Task
Write out the data below exactly as given, without any of its pictures.

------ Material provided

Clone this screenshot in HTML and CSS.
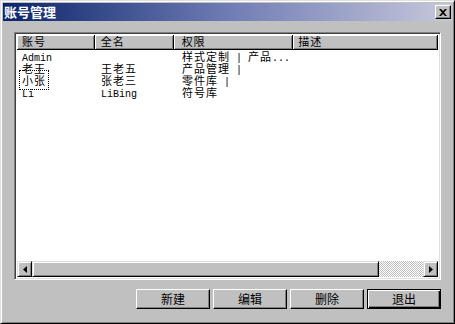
FILE: index.html
```html
<!DOCTYPE html>
<html lang="zh">
<head>
  <meta charset="utf-8">
  <title>账号管理</title>
  <link rel="stylesheet" href="styles.css">
</head>
<body>
  <div class="window">
    <div class="titlebar">
      <span class="title">账号管理</span>
      <span class="close">
        <svg width="8" height="7" viewBox="0 0 8 7"><path d="M0 0h2l2 2 2-2h2L5 3.5 8 7H6L4 5 2 7H0l3-3.5z" fill="#000"/></svg>
      </span>
    </div>

    <div class="content">
      <div class="list">
        <div class="header">
          <div class="hcell c1">账号</div>
          <div class="hcell c2">全名</div>
          <div class="hcell c3">权限</div>
          <div class="hcell c4">描述</div>
        </div>
        <div class="rows">
          <div class="row">
            <div class="cell c1"><span class="en">Admin</span></div>
            <div class="cell c2"></div>
            <div class="cell c3">样式定制<span class="en"> | </span>产品<span class="en">...</span></div>
          </div>
          <div class="row">
            <div class="cell c1">老王</div>
            <div class="cell c2">王老五</div>
            <div class="cell c3">产品管理<span class="en"> |</span></div>
          </div>
          <div class="row">
            <div class="cell c1"><span class="focus">小张</span></div>
            <div class="cell c2">张老三</div>
            <div class="cell c3">零件库<span class="en"> |</span></div>
          </div>
          <div class="row">
            <div class="cell c1"><span class="en">Li</span></div>
            <div class="cell c2"><span class="en">LiBing</span></div>
            <div class="cell c3">符号库</div>
          </div>
        </div>
        <div class="hscroll">
          <div class="arrow">
            <svg width="4" height="7" viewBox="0 0 4 7"><path d="M4 0v7L0 3.5z" fill="#000"/></svg>
          </div>
          <div class="thumb"></div>
          <div class="track"></div>
          <div class="arrow">
            <svg width="4" height="7" viewBox="0 0 4 7"><path d="M0 0v7l4-3.5z" fill="#000"/></svg>
          </div>
        </div>
      </div>

      <div class="buttons">
        <button class="btn">新建</button>
        <button class="btn">编辑</button>
        <button class="btn">删除</button>
        <button class="btn default">退出</button>
      </div>
    </div>
  </div>
</body>
</html>
```

FILE: styles.css
```css
html {
  height: 100%;
}
body {
  margin: 0;
  padding: 0;
  background: #c0c0c0;
  font-family: "Noto Sans CJK SC", sans-serif;
  font-size: 12px;
  color: #000;
}
.window {
  width: 455px;
  height: 324px;
  box-sizing: border-box;
  border: 1px solid;
  border-color: #dfdfdf #000 #000 #dfdfdf;
  box-shadow: inset 1px 1px #fff, inset -1px -1px #808080;
  padding: 2px;
  background: #c0c0c0;
  display: flex;
  flex-direction: column;
}
.titlebar {
  height: 18px;
  display: flex;
  align-items: center;
  justify-content: space-between;
  padding: 0 1px 0 1px;
  background: linear-gradient(to right, #0a246a, #6f7cb4 50%, #c8c8dc);
}
.title {
  color: #fff;
  font-weight: bold;
  font-size: 13px;
  line-height: 18px;
}
.close {
  width: 16px;
  height: 14px;
  box-sizing: border-box;
  background: #c0c0c0;
  border: 1px solid;
  border-color: #fff #000 #000 #fff;
  box-shadow: inset -1px -1px #808080;
  display: flex;
  align-items: center;
  justify-content: center;
}
.content {
  flex: 1;
  display: flex;
  flex-direction: column;
  padding: 11px 11px 0 11px;
}
.list {
  height: 248px;
  box-sizing: border-box;
  border: 1px solid;
  border-color: #808080 #fff #fff #808080;
  box-shadow: inset 1px 1px #404040, inset -1px -1px #dfdfdf;
  padding: 2px;
  background: #fff;
  display: flex;
  flex-direction: column;
}
.header {
  display: flex;
  height: 15px;
  background: #c0c0c0;
  flex-shrink: 0;
}
.hcell {
  box-sizing: border-box;
  height: 15px;
  line-height: 13px;
  padding-left: 5px;
  font-size: 11px;
  letter-spacing: 1px;
  border-right: 1px solid #000;
  border-bottom: 1px solid #000;
  box-shadow: inset 1px 1px #fff, inset -1px -1px #808080;
  white-space: nowrap;
}
.c1 { width: 78px; }
.c2 { width: 79px; }
.c3 { width: 120px; }
.c4 { width: 145px; }
.rows {
  flex: 1;
  font-size: 11px;
  letter-spacing: 1px;
}
.row {
  display: flex;
  height: 12px;
  line-height: 12px;
}
.cell {
  box-sizing: border-box;
  padding-left: 5px;
  white-space: nowrap;
}
.cell.c2, .hcell.c2 { padding-left: 6px; }
.cell.c3, .hcell.c3 { padding-left: 8px; }
.en {
  font-family: "Liberation Mono", monospace;
  font-size: 10px;
  letter-spacing: 0;
}
.focus {
  outline: 1px dotted #000;
  outline-offset: 1px;
  padding: 0 1px;
  margin-left: -1px;
}
.hscroll {
  height: 16px;
  display: flex;
  flex-shrink: 0;
}
.arrow, .thumb {
  box-sizing: border-box;
  height: 16px;
  background: #c0c0c0;
  border: 1px solid;
  border-color: #dfdfdf #000 #000 #dfdfdf;
  box-shadow: inset 1px 1px #fff, inset -1px -1px #808080;
}
.arrow {
  width: 15px;
  display: flex;
  align-items: center;
  justify-content: center;
}
.thumb {
  width: 347px;
}
.track {
  flex: 1;
  background: repeating-conic-gradient(#fff 0 25%, #c0c0c0 0 50%) 0 0 / 2px 2px;
}
.buttons {
  display: flex;
  justify-content: flex-end;
  gap: 3px;
  margin-top: 9px;
}
.btn {
  width: 74px;
  height: 20px;
  box-sizing: border-box;
  margin: 0;
  padding: 0;
  font-family: "Noto Sans CJK SC", sans-serif;
  font-size: 12px;
  line-height: 16px;
  color: #000;
  background: #c0c0c0;
  border: 1px solid;
  border-color: #fff #000 #000 #fff;
  box-shadow: inset -1px -1px #808080;
}
.btn.default {
  border: 1px solid #000;
  box-shadow: inset 1px 1px #fff, inset -1px -1px #000, inset -2px -2px #808080;
}
```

------------

Result for this task
Clone this screenshot in HTML and CSS.
FILE: index.html
```html
<!DOCTYPE html>
<html lang="zh">
<head>
  <meta charset="utf-8">
  <title>账号管理</title>
  <link rel="stylesheet" href="styles.css">
</head>
<body>
  <div class="window">
    <div class="titlebar">
      <span class="title">账号管理</span>
      <span class="close">
        <svg width="8" height="7" viewBox="0 0 8 7"><path d="M0 0h2l2 2 2-2h2L5 3.5 8 7H6L4 5 2 7H0l3-3.5z" fill="#000"/></svg>
      </span>
    </div>

    <div class="content">
      <div class="list">
        <div class="header">
          <div class="hcell c1">账号</div>
          <div class="hcell c2">全名</div>
          <div class="hcell c3">权限</div>
          <div class="hcell c4">描述</div>
        </div>
        <div class="rows">
          <div class="row">
            <div class="cell c1"><span class="en">Admin</span></div>
            <div class="cell c2"></div>
            <div class="cell c3">样式定制<span class="en"> | </span>产品<span class="en">...</span></div>
          </div>
          <div class="row">
            <div class="cell c1">老王</div>
            <div class="cell c2">王老五</div>
            <div class="cell c3">产品管理<span class="en"> |</span></div>
          </div>
          <div class="row">
            <div class="cell c1"><span class="focus">小张</span></div>
            <div class="cell c2">张老三</div>
            <div class="cell c3">零件库<span class="en"> |</span></div>
          </div>
          <div class="row">
            <div class="cell c1"><span class="en">Li</span></div>
            <div class="cell c2"><span class="en">LiBing</span></div>
            <div class="cell c3">符号库</div>
          </div>
        </div>
        <div class="hscroll">
          <div class="arrow">
            <svg width="4" height="7" viewBox="0 0 4 7"><path d="M4 0v7L0 3.5z" fill="#000"/></svg>
          </div>
          <div class="thumb"></div>
          <div class="track"></div>
          <div class="arrow">
            <svg width="4" height="7" viewBox="0 0 4 7"><path d="M0 0v7l4-3.5z" fill="#000"/></svg>
          </div>
        </div>
      </div>

      <div class="buttons">
        <button class="btn">新建</button>
        <button class="btn">编辑</button>
        <button class="btn">删除</button>
        <button class="btn default">退出</button>
      </div>
    </div>
  </div>
</body>
</html>
```

FILE: styles.css
```css
html {
  height: 100%;
}
body {
  margin: 0;
  padding: 0;
  background: #c0c0c0;
  font-family: "Noto Sans CJK SC", sans-serif;
  font-size: 12px;
  color: #000;
}
.window {
  width: 455px;
  height: 324px;
  box-sizing: border-box;
  border: 1px solid;
  border-color: #dfdfdf #000 #000 #dfdfdf;
  box-shadow: inset 1px 1px #fff, inset -1px -1px #808080;
  padding: 2px;
  background: #c0c0c0;
  display: flex;
  flex-direction: column;
}
.titlebar {
  height: 18px;
  display: flex;
  align-items: center;
  justify-content: space-between;
  padding: 0 1px 0 1px;
  background: linear-gradient(to right, #0a246a, #6f7cb4 50%, #c8c8dc);
}
.title {
  color: #fff;
  font-weight: bold;
  font-size: 13px;
  line-height: 18px;
}
.close {
  width: 16px;
  height: 14px;
  box-sizing: border-box;
  background: #c0c0c0;
  border: 1px solid;
  border-color: #fff #000 #000 #fff;
  box-shadow: inset -1px -1px #808080;
  display: flex;
  align-items: center;
  justify-content: center;
}
.content {
  flex: 1;
  display: flex;
  flex-direction: column;
  padding: 11px 11px 0 11px;
}
.list {
  height: 248px;
  box-sizing: border-box;
  border: 1px solid;
  border-color: #808080 #fff #fff #808080;
  box-shadow: inset 1px 1px #404040, inset -1px -1px #dfdfdf;
  padding: 2px;
  background: #fff;
  display: flex;
  flex-direction: column;
}
.header {
  display: flex;
  height: 15px;
  background: #c0c0c0;
  flex-shrink: 0;
}
.hcell {
  box-sizing: border-box;
  height: 15px;
  line-height: 13px;
  padding-left: 5px;
  font-size: 11px;
  letter-spacing: 1px;
  border-right: 1px solid #000;
  border-bottom: 1px solid #000;
  box-shadow: inset 1px 1px #fff, inset -1px -1px #808080;
  white-space: nowrap;
}
.c1 { width: 78px; }
.c2 { width: 79px; }
.c3 { width: 120px; }
.c4 { width: 145px; }
.rows {
  flex: 1;
  font-size: 11px;
  letter-spacing: 1px;
}
.row {
  display: flex;
  height: 12px;
  line-height: 12px;
}
.cell {
  box-sizing: border-box;
  padding-left: 5px;
  white-space: nowrap;
}
.cell.c2, .hcell.c2 { padding-left: 6px; }
.cell.c3, .hcell.c3 { padding-left: 8px; }
.en {
  font-family: "Liberation Mono", monospace;
  font-size: 10px;
  letter-spacing: 0;
}
.focus {
  outline: 1px dotted #000;
  outline-offset: 1px;
  padding: 0 1px;
  margin-left: -1px;
}
.hscroll {
  height: 16px;
  display: flex;
  flex-shrink: 0;
}
.arrow, .thumb {
  box-sizing: border-box;
  height: 16px;
  background: #c0c0c0;
  border: 1px solid;
  border-color: #dfdfdf #000 #000 #dfdfdf;
  box-shadow: inset 1px 1px #fff, inset -1px -1px #808080;
}
.arrow {
  width: 15px;
  display: flex;
  align-items: center;
  justify-content: center;
}
.thumb {
  width: 347px;
}
.track {
  flex: 1;
  background: repeating-conic-gradient(#fff 0 25%, #c0c0c0 0 50%) 0 0 / 2px 2px;
}
.buttons {
  display: flex;
  justify-content: flex-end;
  gap: 3px;
  margin-top: 9px;
}
.btn {
  width: 74px;
  height: 20px;
  box-sizing: border-box;
  margin: 0;
  padding: 0;
  font-family: "Noto Sans CJK SC", sans-serif;
  font-size: 12px;
  line-height: 16px;
  color: #000;
  background: #c0c0c0;
  border: 1px solid;
  border-color: #fff #000 #000 #fff;
  box-shadow: inset -1px -1px #808080;
}
.btn.default {
  border: 1px solid #000;
  box-shadow: inset 1px 1px #fff, inset -1px -1px #000, inset -2px -2px #808080;
}
```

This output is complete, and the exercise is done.